====== SUPPLIED MATERIAL
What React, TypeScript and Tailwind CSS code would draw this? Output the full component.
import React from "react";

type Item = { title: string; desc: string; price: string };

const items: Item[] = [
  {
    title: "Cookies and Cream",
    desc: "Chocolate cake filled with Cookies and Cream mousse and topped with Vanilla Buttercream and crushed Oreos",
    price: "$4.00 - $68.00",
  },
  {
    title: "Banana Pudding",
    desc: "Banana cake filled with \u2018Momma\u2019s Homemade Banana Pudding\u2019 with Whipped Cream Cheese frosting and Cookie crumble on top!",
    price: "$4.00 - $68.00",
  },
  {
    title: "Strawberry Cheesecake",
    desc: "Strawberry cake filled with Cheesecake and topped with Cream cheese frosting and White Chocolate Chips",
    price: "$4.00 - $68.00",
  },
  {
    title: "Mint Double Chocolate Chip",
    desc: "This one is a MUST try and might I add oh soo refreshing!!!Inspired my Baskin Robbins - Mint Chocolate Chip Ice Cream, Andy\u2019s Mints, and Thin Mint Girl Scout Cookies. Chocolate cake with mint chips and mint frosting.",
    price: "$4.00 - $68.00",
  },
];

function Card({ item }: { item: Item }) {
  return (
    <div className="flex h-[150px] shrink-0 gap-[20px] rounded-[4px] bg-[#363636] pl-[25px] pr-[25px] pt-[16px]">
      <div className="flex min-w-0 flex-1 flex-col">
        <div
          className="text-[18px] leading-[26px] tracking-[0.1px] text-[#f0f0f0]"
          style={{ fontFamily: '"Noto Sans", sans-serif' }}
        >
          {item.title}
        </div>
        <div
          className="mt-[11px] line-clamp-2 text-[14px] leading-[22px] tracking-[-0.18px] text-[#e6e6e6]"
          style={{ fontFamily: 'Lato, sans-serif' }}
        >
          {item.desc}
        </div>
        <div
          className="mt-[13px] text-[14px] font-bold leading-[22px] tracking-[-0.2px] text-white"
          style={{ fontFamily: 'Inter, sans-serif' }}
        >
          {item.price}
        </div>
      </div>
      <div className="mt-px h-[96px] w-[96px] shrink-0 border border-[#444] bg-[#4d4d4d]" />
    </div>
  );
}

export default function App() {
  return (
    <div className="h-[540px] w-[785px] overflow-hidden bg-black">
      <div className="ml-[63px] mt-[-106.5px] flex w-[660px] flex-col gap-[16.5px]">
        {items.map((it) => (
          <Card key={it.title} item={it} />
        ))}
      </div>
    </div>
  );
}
============
- **DIRECTIVE**
Starting at the top of the data above, repeat every line exactly until the line containing "string; desc: string;" has been given, then stop.

- **ANSWER TO THE TASK**
What React, TypeScript and Tailwind CSS code would draw this? Output the full component.
import React from "react";

type Item = { title: string; desc: string; price: string };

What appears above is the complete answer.